= Masortim =

Israeli Jews who perceive and define themselves as neither strictly religious nor secular

Masortim (מסורתיים, Masortiim lit. "traditional [people]", also known as Shomrei Masoret ; lit. 'upholders of tradition') is an Israeli Hebrew term for Jews who perceive and define themselves as neither strictly religious (dati) nor secular (hiloni). Their affinity is mainly to mohels and rabbis of Orthodox Judaism (for their brit milah, bar mitzvah, and weddings), and in 2015 they comprised roughly one-third of the Jewish population in Israel.

== Group ==
Masortim—not to be confused with Masorti (or Conservative) Jews—observe many of the minhagim and halachot most associated with normative Judaism. Only a few authors, like Elliot Nelson Dorff, consider the American Conservative (masorti) movement and Israeli masorti group to be one and the same. Similar to Dati and Haredi Israelis, most Masortim affirm a strong belief in God; endorse the belief that Israel was given by God to the Jews; keep kosher; observe Jewish holidays and Shabbat; and study Torah or Gemara semi-regularly. Unlike their Orthodox and Haredi coreligionists, Masortim less frequently report regular synagogue attendance or prayer; public head-covering; belief in a conflict between science and religion; or support for remaking Israel into a halachic state. Like Hilonim, most Masortim prefer Israel to be governed by democratic principles; keeping public transportation open on Shabbat; and extending the military draft to Haredi men.

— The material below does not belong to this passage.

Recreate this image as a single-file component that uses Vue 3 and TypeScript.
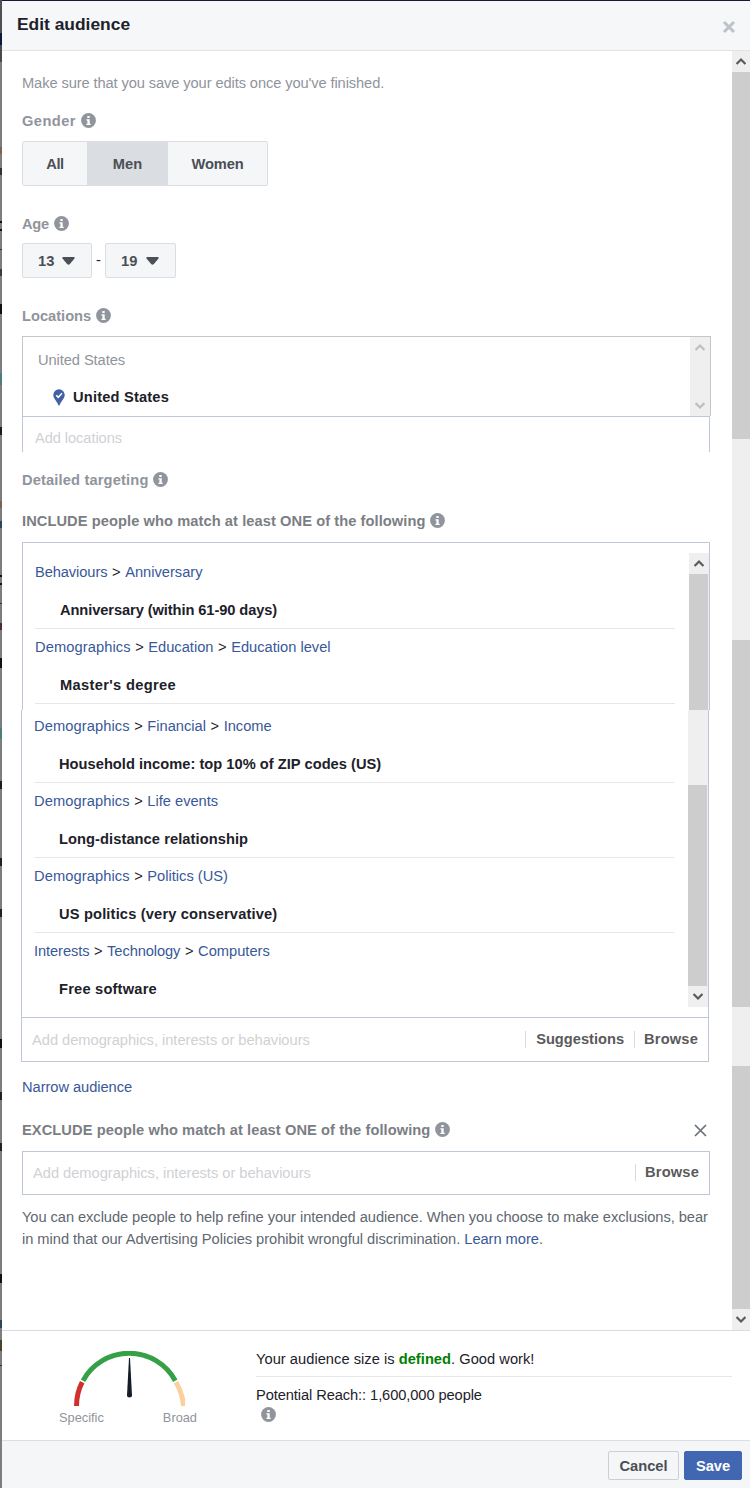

The number of Masortim is hard to determine since it is based upon the self-definition of the participants in surveys. According to a 2006 Israel Central Bureau of Statistics estimate, 39% of the Jewish Israeli population define themselves as Masortim. In 2016, Pew Research Center put that figure at 29% of Israeli Jews (or 23% of Israeli adults).

==Traditions==
Shomrei Masoret perceive the preservation of the Jewish tradition, minhagim, and family customs as an educational and a family value.

The tradition, minhagim, and family customs are also relevant in terms of the Jewish denomination of origin affiliation, and thus the percentage of Shomrei Masoret is especially high among the Mizrahi denomination of origin affiliation. Many of them (and their offspring) define themselves as Shomer Masoret (or Masorti), even if some or part of their lifestyle's customs are generally accounted as secular (Hiloni), still, they pay heed to preserving and keeping the Jewish traditional heritage as it was observed in their or their parents' country of origin. In that context, the political party Shas (a religious-Orthodox Mizrahi-denomination political party) raised the banner of "" (Restore Past Glory), a slogan that swept many non-religious-Orthodox Mizrahi-denomination voters, who, nevertheless, see the importance of preserving their traditional denomination.

One may not find many Ashkenazi (European displacement) Israelis defining themselves as Shomer Masoret (or Masorati). This is because, among other reasons, the dichotomy that was created after the Age of Enlightenment between secular, Reform and Orthodox European Jews, was a dichotomy that did not exist among the Middle Eastern Jews.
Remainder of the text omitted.